**Short task**. Gather, from the listing beneath this task, every line holding the string "Output".

**Entries provided**.
* Begin *

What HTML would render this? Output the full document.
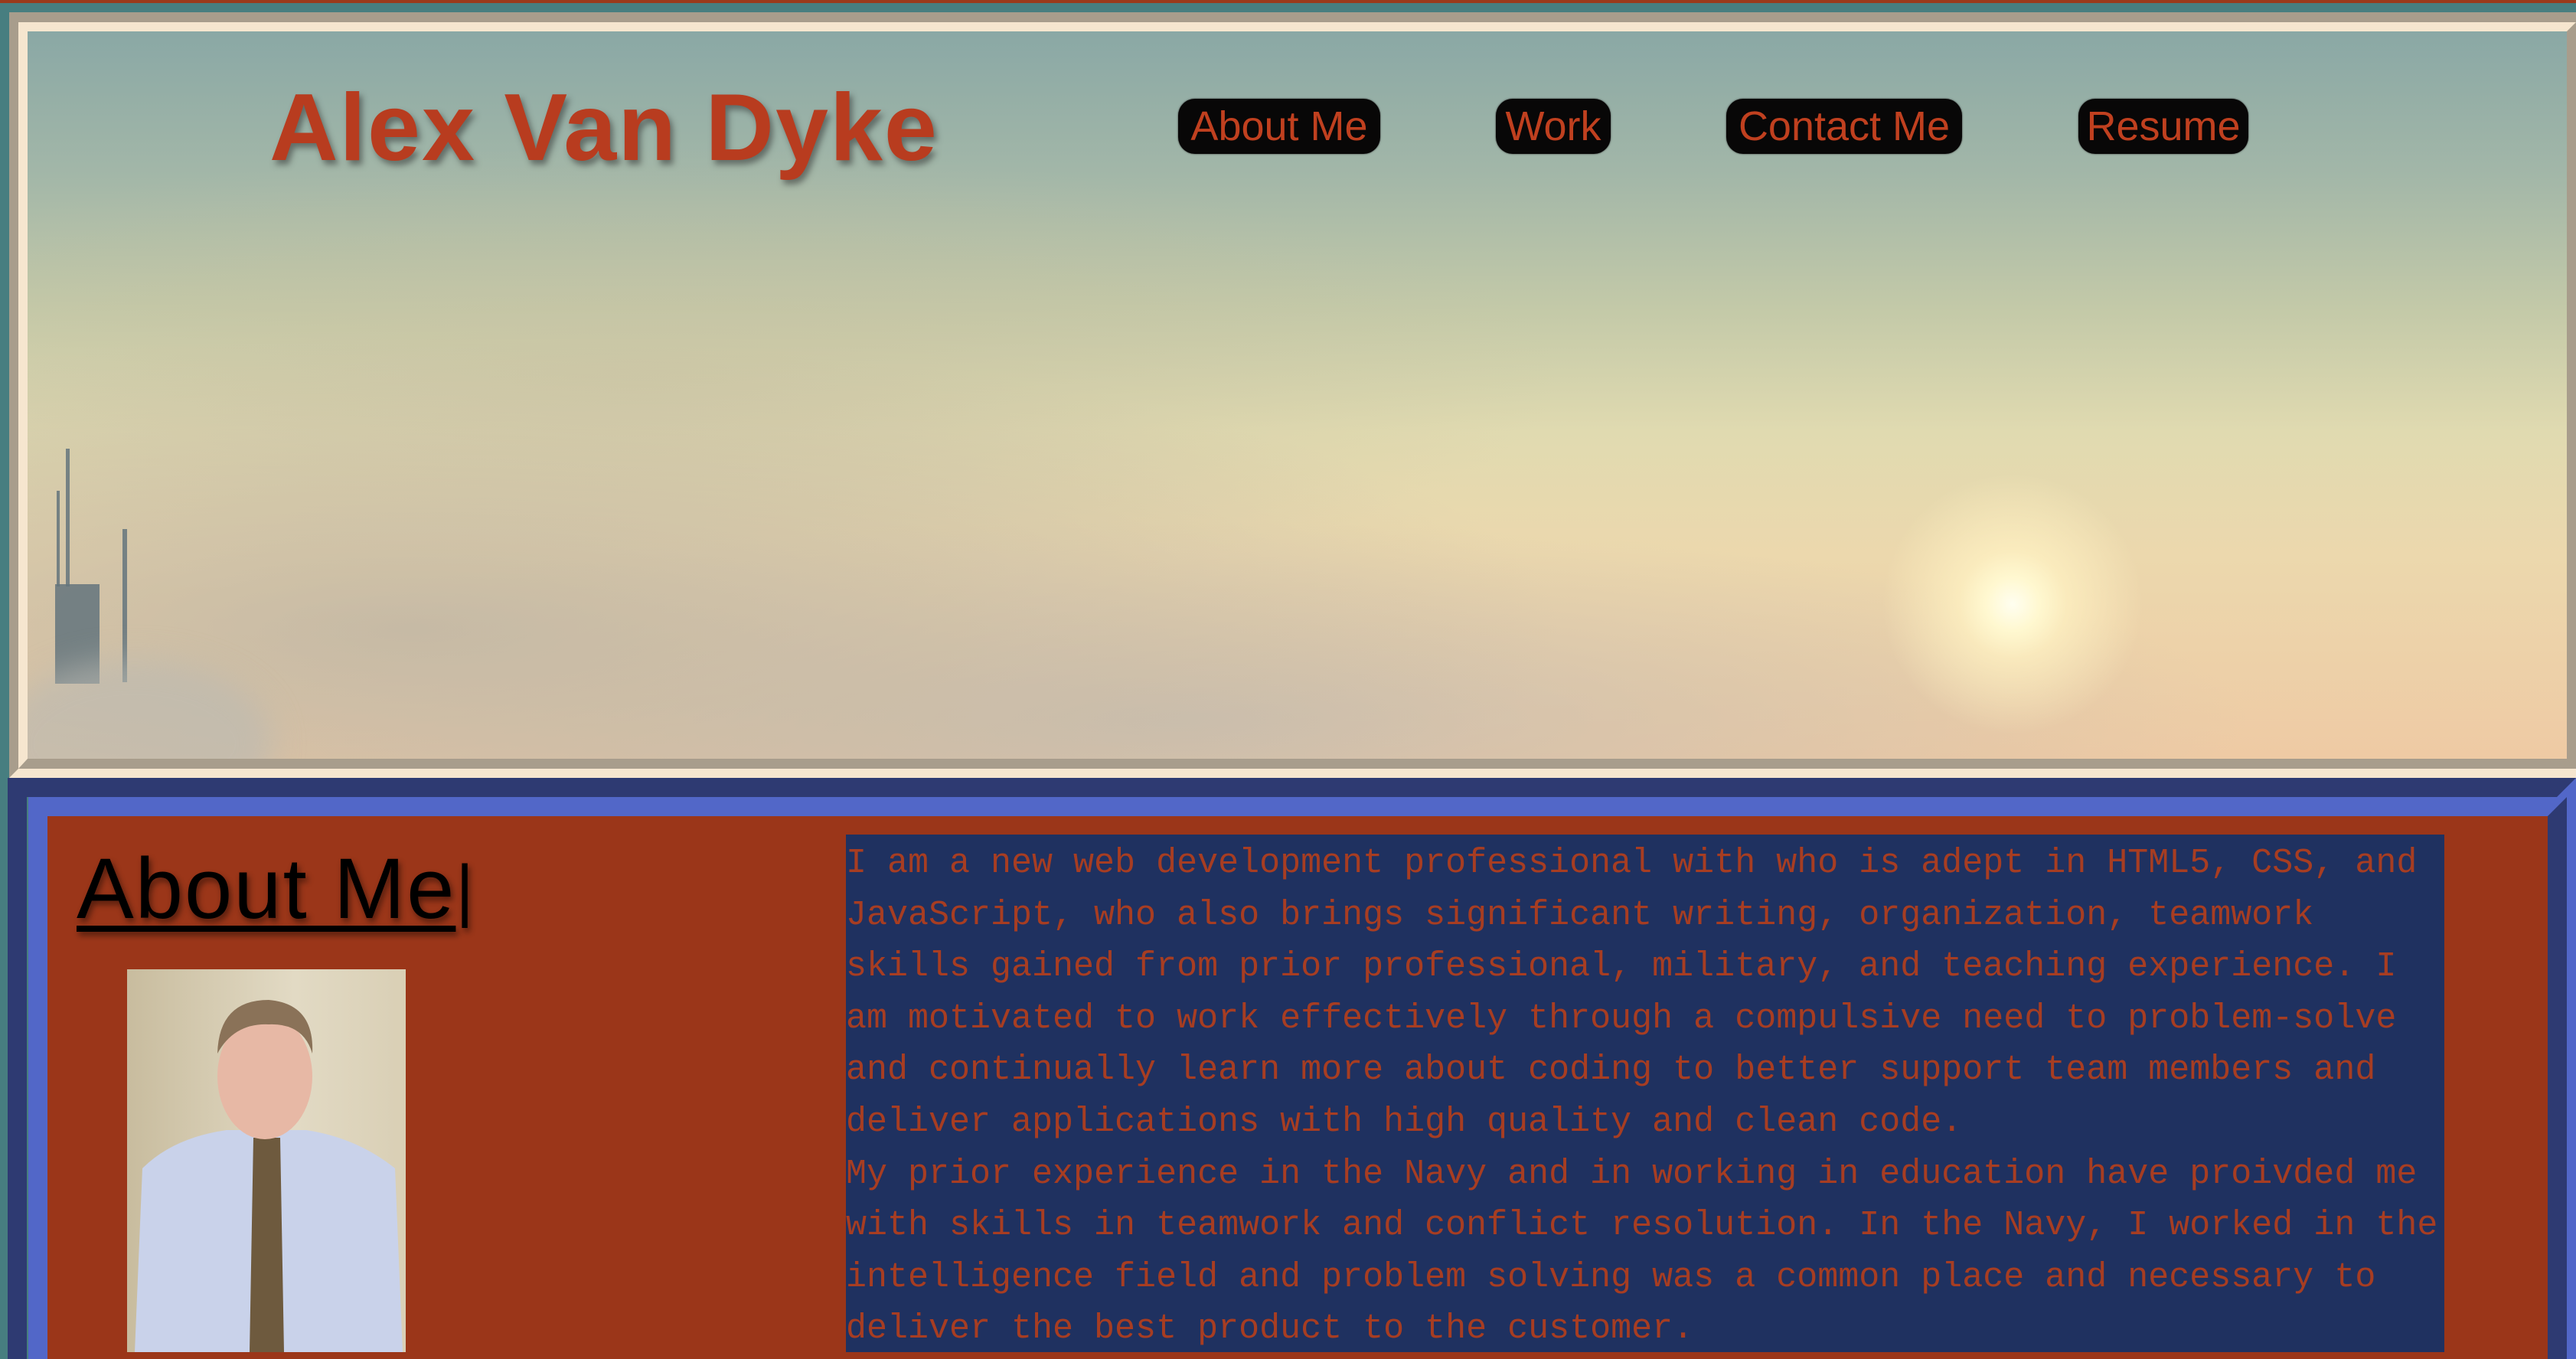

* End *
* Begin *

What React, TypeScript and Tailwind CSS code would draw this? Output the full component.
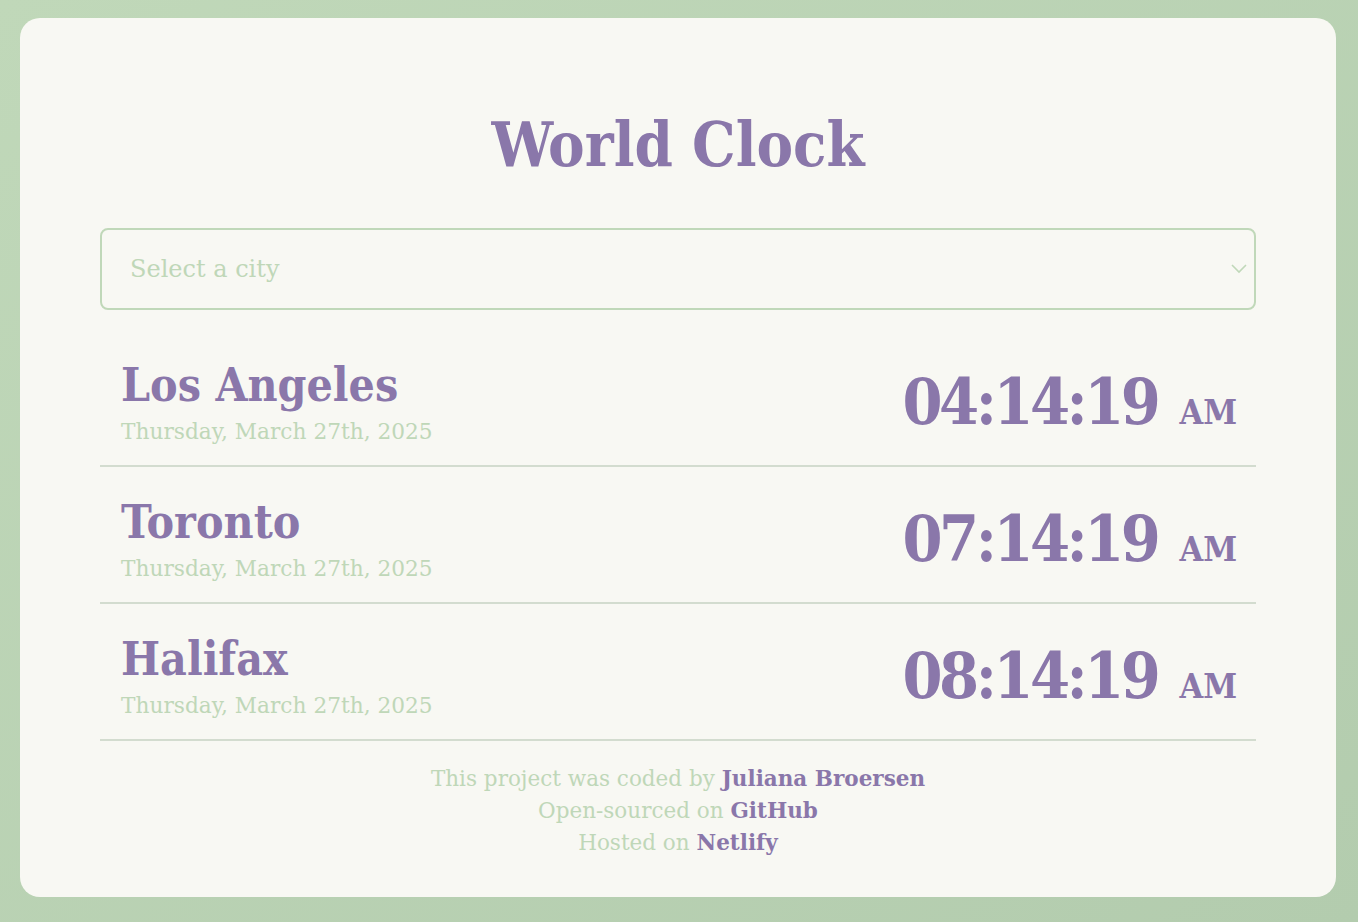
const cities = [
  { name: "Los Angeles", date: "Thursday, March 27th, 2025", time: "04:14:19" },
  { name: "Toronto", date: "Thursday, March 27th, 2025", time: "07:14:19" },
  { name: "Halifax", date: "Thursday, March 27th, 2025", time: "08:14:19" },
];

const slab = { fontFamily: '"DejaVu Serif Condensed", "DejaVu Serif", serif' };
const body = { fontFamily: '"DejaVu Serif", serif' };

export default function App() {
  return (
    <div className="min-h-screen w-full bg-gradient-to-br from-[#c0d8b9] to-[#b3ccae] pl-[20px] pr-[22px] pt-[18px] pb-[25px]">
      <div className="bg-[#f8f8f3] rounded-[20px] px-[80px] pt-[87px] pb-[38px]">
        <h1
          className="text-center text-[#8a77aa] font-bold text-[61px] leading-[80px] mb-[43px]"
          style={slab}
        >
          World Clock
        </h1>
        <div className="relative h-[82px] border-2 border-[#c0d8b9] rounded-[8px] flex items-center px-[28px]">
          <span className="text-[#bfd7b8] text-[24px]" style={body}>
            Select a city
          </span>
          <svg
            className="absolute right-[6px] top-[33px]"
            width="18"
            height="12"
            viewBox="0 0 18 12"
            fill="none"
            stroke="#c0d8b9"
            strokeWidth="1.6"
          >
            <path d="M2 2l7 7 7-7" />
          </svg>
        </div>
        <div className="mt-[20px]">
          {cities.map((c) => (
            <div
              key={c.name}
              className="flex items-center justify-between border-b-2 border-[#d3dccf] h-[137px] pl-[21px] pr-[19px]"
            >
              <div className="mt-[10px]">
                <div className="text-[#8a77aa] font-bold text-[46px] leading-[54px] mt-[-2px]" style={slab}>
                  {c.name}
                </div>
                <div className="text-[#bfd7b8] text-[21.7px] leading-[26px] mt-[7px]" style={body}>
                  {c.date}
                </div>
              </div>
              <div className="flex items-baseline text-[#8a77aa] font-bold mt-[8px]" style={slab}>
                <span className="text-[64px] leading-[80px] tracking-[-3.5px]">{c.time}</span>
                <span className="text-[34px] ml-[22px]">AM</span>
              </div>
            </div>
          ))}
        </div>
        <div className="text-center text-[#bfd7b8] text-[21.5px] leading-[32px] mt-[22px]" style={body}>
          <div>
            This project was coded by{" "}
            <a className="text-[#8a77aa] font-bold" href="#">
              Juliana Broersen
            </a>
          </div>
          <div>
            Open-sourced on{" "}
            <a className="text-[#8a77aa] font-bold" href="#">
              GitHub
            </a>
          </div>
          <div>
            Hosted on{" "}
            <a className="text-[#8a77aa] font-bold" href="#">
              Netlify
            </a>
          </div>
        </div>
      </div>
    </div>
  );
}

* End *

**Response to this exercise**.
What HTML would render this? Output the full document.
What React, TypeScript and Tailwind CSS code would draw this? Output the full component.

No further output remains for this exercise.